Lehmann Maupin’s Frieze London presentation also includes a new work, Dark Earth(Strata) (2023), by Teresita Fernández. In this latest edition to her Dark Earth series, Fernández transforms thousands of delicate slivers of raw charcoal into meticulously assembled relief images that suggest an expansive idea of place—from the ancient and subterranean to the futuristic and cosmic. Imagined as vertical cross-sections that span from underground geologic layers to heavenly realms, the works reveal bodies of subterranean water—typically invisible to the eye—embedded into the stratified ground. Fernández has commented that “landscape is more about what you don’t see than what you do see.” Her long-term engagement with challenging socially-constructed ideas about place and landscape in Dark Earth unapologetically reveals the buried and often omitted or erased colonial violence that continues to shape our present-day perceptions of the people and places around us. In the summer of 2024, Fernández will be the subject of a major, two-artist museum exhibition with Robert Smithson at SITE Santa Fe in New Mexico.
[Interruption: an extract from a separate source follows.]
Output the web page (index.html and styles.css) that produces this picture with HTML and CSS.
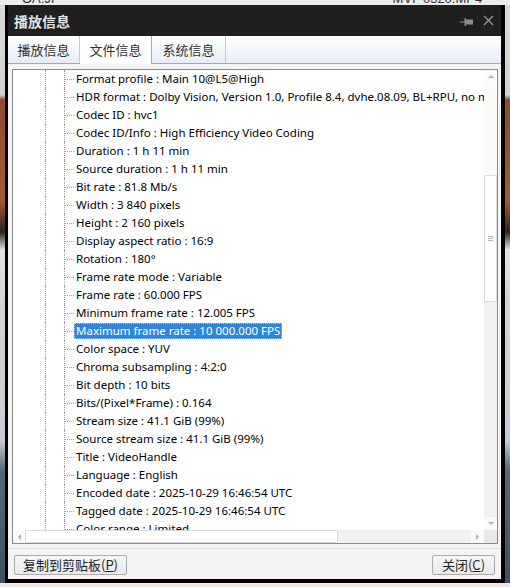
FILE: index.html
```html
<!DOCTYPE html>
<html lang="zh-CN">
<head>
<meta charset="UTF-8">
<meta name="viewport" content="width=device-width, initial-scale=1.0">
<title>播放信息</title>
<link rel="stylesheet" href="styles.css">
</head>
<body>

  <div class="backdrop-top">
    <span class="file-a">OA.JP</span>
    <span class="file-b">MVI_0320.MP4</span>
  </div>

  <div class="window">
    <div class="titlebar">
      <span class="title">播放信息</span>
      <span class="title-btns">
        <svg class="pin" width="13" height="10" viewBox="0 0 13 10">
          <path d="M0 5h5" stroke="#8c8c8c" stroke-width="1"/>
          <rect x="4.5" y="1" width="1.5" height="8" fill="#8c8c8c"/>
          <rect x="6" y="2.5" width="7" height="5" fill="#8c8c8c"/>
        </svg>
        <svg class="close" width="11" height="11" viewBox="0 0 11 11">
          <path d="M1 1L10 10M10 1L1 10" stroke="#9a9a9a" stroke-width="1.3"/>
        </svg>
      </span>
    </div>

    <div class="tabbar">
      <div class="tab">播放信息</div>
      <div class="tab active">文件信息</div>
      <div class="tab">系统信息</div>
    </div>

    <div class="page">
      <div class="listbox">
        <div class="view">
          <div class="row"><i class="ind1"></i><i class="ind2"></i><i class="branch"></i><span class="label">Format profile : Main 10@L5@High</span></div>
          <div class="row"><i class="ind1"></i><i class="ind2"></i><i class="branch"></i><span class="label">HDR format : Dolby Vision, Version 1.0, Profile 8.4, dvhe.08.09, BL+RPU, no metadata compression, HDR10 compatible</span></div>
          <div class="row"><i class="ind1"></i><i class="ind2"></i><i class="branch"></i><span class="label">Codec ID : hvc1</span></div>
          <div class="row"><i class="ind1"></i><i class="ind2"></i><i class="branch"></i><span class="label">Codec ID/Info : High Efficiency Video Coding</span></div>
          <div class="row"><i class="ind1"></i><i class="ind2"></i><i class="branch"></i><span class="label">Duration : 1 h 11 min</span></div>
          <div class="row"><i class="ind1"></i><i class="ind2"></i><i class="branch"></i><span class="label">Source duration : 1 h 11 min</span></div>
          <div class="row"><i class="ind1"></i><i class="ind2"></i><i class="branch"></i><span class="label">Bit rate : 81.8 Mb/s</span></div>
          <div class="row"><i class="ind1"></i><i class="ind2"></i><i class="branch"></i><span class="label">Width : 3 840 pixels</span></div>
          <div class="row"><i class="ind1"></i><i class="ind2"></i><i class="branch"></i><span class="label">Height : 2 160 pixels</span></div>
          <div class="row"><i class="ind1"></i><i class="ind2"></i><i class="branch"></i><span class="label">Display aspect ratio : 16:9</span></div>
          <div class="row"><i class="ind1"></i><i class="ind2"></i><i class="branch"></i><span class="label">Rotation : 180°</span></div>
          <div class="row"><i class="ind1"></i><i class="ind2"></i><i class="branch"></i><span class="label">Frame rate mode : Variable</span></div>
          <div class="row"><i class="ind1"></i><i class="ind2"></i><i class="branch"></i><span class="label">Frame rate : 60.000 FPS</span></div>
          <div class="row"><i class="ind1"></i><i class="ind2"></i><i class="branch"></i><span class="label">Minimum frame rate : 12.005 FPS</span></div>
          <div class="row selected"><i class="ind1"></i><i class="ind2"></i><i class="branch"></i><span class="label">Maximum frame rate : 10 000.000 FPS</span></div>
          <div class="row"><i class="ind1"></i><i class="ind2"></i><i class="branch"></i><span class="label">Color space : YUV</span></div>
          <div class="row"><i class="ind1"></i><i class="ind2"></i><i class="branch"></i><span class="label">Chroma subsampling : 4:2:0</span></div>
          <div class="row"><i class="ind1"></i><i class="ind2"></i><i class="branch"></i><span class="label">Bit depth : 10 bits</span></div>
          <div class="row"><i class="ind1"></i><i class="ind2"></i><i class="branch"></i><span class="label">Bits/(Pixel*Frame) : 0.164</span></div>
          <div class="row"><i class="ind1"></i><i class="ind2"></i><i class="branch"></i><span class="label">Stream size : 41.1 GiB (99%)</span></div>
          <div class="row"><i class="ind1"></i><i class="ind2"></i><i class="branch"></i><span class="label">Source stream size : 41.1 GiB (99%)</span></div>
          <div class="row"><i class="ind1"></i><i class="ind2"></i><i class="branch"></i><span class="label">Title : VideoHandle</span></div>
          <div class="row"><i class="ind1"></i><i class="ind2"></i><i class="branch"></i><span class="label">Language : English</span></div>
          <div class="row"><i class="ind1"></i><i class="ind2"></i><i class="branch"></i><span class="label">Encoded date : 2025-10-29 16:46:54 UTC</span></div>
          <div class="row"><i class="ind1"></i><i class="ind2"></i><i class="branch"></i><span class="label">Tagged date : 2025-10-29 16:46:54 UTC</span></div>
          <div class="row"><i class="ind1"></i><i class="ind2"></i><i class="branch"></i><span class="label">Color range : Limited</span></div>
        </div>

        <div class="vscroll">
          <div class="arrow"><i class="tri-up"></i></div>
          <div class="track-top"></div>
          <div class="vthumb"><i class="grip"></i></div>
          <div class="track-rest"></div>
          <div class="arrow"><i class="tri-down"></i></div>
        </div>

        <div class="hscroll">
          <div class="arrow"><i class="tri-left"></i></div>
          <div class="hthumb"></div>
          <div class="track-rest"></div>
          <div class="arrow"><i class="tri-right"></i></div>
        </div>

        <div class="corner"></div>
      </div>
    </div>

    <div class="footer">
      <button class="btn btn-copy">复制到剪贴板(<u>P</u>)</button>
      <button class="btn btn-close">关闭(<u>C</u>)</button>
    </div>
  </div>

  <div class="backdrop-bottom"></div>

</body>
</html>
```

FILE: styles.css
```css
  body {
    margin: 0;
    width: 510px;
    height: 587px;
    overflow: hidden;
    font-family: "Noto Sans", "Noto Sans CJK SC", sans-serif;
    background: linear-gradient(#dadada 0, #d2d2d2 95px, #8c4a2c 100px, #a45a34 200px, #2a2320 232px,
      #e4e4e4 250px, #d4d4d4 300px, #c9cdd2 440px, #56687a 470px, #3e4f60 587px);
  }

  /* desktop behind the dialog */
  .backdrop-top {
    height: 5px;
    overflow: hidden;
    display: flex;
    background: #ececec;
    font-family: "Liberation Sans", sans-serif;
    font-size: 13px;
    line-height: 14px;
    color: #333;
  }
  .backdrop-top span {
    margin-top: -8px;
  }
  .file-a {
    margin-left: 22px;
  }
  .file-b {
    margin-left: 333px;
  }
  .backdrop-bottom {
    height: 4px;
    background: #f2e6de;
  }

  .window {
    margin-left: 5px;
    width: 500px;
    height: 578px;
    box-sizing: border-box;
    padding: 0 4px 4px 3px;
    background: #000;
    display: flex;
    flex-direction: column;
  }

  .titlebar {
    height: 31px;
    flex: none;
    background: #1f1f1f;
    display: flex;
    align-items: center;
    padding: 0 0 0 6px;
  }
  .title {
    font-family: "Noto Sans CJK SC", sans-serif;
    font-size: 14px;
    font-weight: bold;
    color: #e2e2e2;
  }
  .title-btns {
    margin-left: auto;
    display: flex;
    align-items: center;
    gap: 10px;
    padding-right: 7px;
  }
  .pin {
    margin-top: 2px;
  }

  .tabbar {
    height: 27px;
    flex: none;
    display: flex;
    border-bottom: 1px solid #a8a8a8;
    background: linear-gradient(#ffffff, #e7ecf6);
  }
  .tab {
    width: 71px;
    border-right: 1px solid #c6cad2;
    font-family: "Noto Sans CJK SC", sans-serif;
    font-size: 13px;
    line-height: 27px;
    text-align: center;
    color: #333;
  }
  .tab.active {
    background: #fff;
    height: 28px;
    margin-bottom: -1px;
    border-right-color: #a8a8a8;
  }
  .tab:nth-child(3) {
    width: 73px;
  }

  .page {
    flex: none;
    background: #f4f4f4;
    padding: 5px 3px 4px 4px;
    border-bottom: 1px solid #e2e2e2;
  }

  .listbox {
    height: 475px;
    box-sizing: border-box;
    border: 1px solid #8b8b8b;
    background: #fff;
    display: grid;
    grid-template-columns: 1fr 13px;
    grid-template-rows: 1fr 13px;
  }

  .view {
    overflow: hidden;
  }
  .row {
    height: 18px;
    display: flex;
    align-items: center;
    white-space: nowrap;
    font-family: "Noto Sans", sans-serif;
    font-size: 11.5px;
    color: #000;
  }
  .ind1,
  .ind2 {
    flex: none;
    height: 18px;
    border-right: 1px dotted #a0a0a0;
  }
  .ind1 {
    width: 32px;
  }
  .ind2 {
    width: 18px;
  }
  .branch {
    flex: none;
    width: 9px;
    height: 1px;
    background: repeating-linear-gradient(to right, #a0a0a0 0 1px, transparent 1px 2px);
  }
  .label {
    padding: 0 2px;
    line-height: 16px;
  }
  .row.selected .label {
    background: #2f86d8;
    color: #fff;
    outline: 1px dotted #9cc8f0;
    outline-offset: -1px;
  }

  /* scrollbars */
  .vscroll {
    display: flex;
    flex-direction: column;
    background: #f1f1f1;
  }
  .hscroll {
    display: flex;
    background: #f1f1f1;
  }
  .corner {
    background: #e8e8e8;
  }
  .arrow {
    flex: none;
    width: 13px;
    height: 13px;
    display: flex;
    align-items: center;
    justify-content: center;
    background: #fbfbfb;
  }
  .track-top {
    height: 92px;
    background: #fafafa;
  }
  .track-rest {
    flex: 1;
  }
  .vthumb {
    height: 127px;
    box-sizing: border-box;
    border: 1px solid #dcdcdc;
    background: #fdfdfd;
    display: flex;
    align-items: center;
    justify-content: center;
  }
  .grip {
    width: 5px;
    height: 5px;
    background: repeating-linear-gradient(#b4b4b4 0 1px, transparent 1px 2px);
  }
  .hthumb {
    width: 313px;
    margin-left: -1px;
    box-sizing: border-box;
    border: 1px solid #dcdcdc;
    background: #fdfdfd;
  }
  .tri-up,
  .tri-down,
  .tri-left,
  .tri-right {
    width: 0;
    height: 0;
    border: 3px solid transparent;
  }
  .tri-up {
    border-bottom-color: #b0b0b0;
    margin-top: -3px;
  }
  .tri-down {
    border-top-color: #b0b0b0;
    margin-bottom: -3px;
  }
  .tri-left {
    border-right-color: #b0b0b0;
    margin-left: -3px;
  }
  .tri-right {
    border-left-color: #b0b0b0;
    margin-right: -3px;
  }

  .footer {
    flex: 1;
    background: #f4f4f4;
    display: flex;
    justify-content: space-between;
    align-items: flex-start;
    padding: 6px 6px 0 6px;
  }
  .btn {
    height: 20px;
    padding: 0;
    border: 1px solid #acacac;
    border-radius: 2px;
    background: linear-gradient(#f7f7f7, #e8e8e8);
    font-family: "Noto Sans CJK SC", sans-serif;
    font-size: 13px;
    line-height: 18px;
    color: #222;
  }
  .btn-copy {
    width: 113px;
  }
  .btn-close {
    width: 63px;
  }
```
Other highlights include: a painting by Hernan Bas, ahead of his solo exhibition at The Bass Museum, Miami; works in acrylic and ribbon on canvas by Nicholas Hlobo, in conjunction with his inclusion in the exhibition, Unravel, at the Barbican, London; two new wall works by Loriel Beltrán, ahead of his London debut at Lehmann Maupin in Spring 2024; as well as new works by Rogelio Baez Vega, Billy Childish, Lee Bul, and McArthur Binion.
On Saturday, October 14, Frieze Masters will host a conversation between Mandy El-Sayegh and curators, Flavia Frigeri of the National Gallery and Valerie Cassel Oliver of the Virginia Museum of Fine Arts. The conversation will take place at 3PM in the Frieze Masters Auditorium.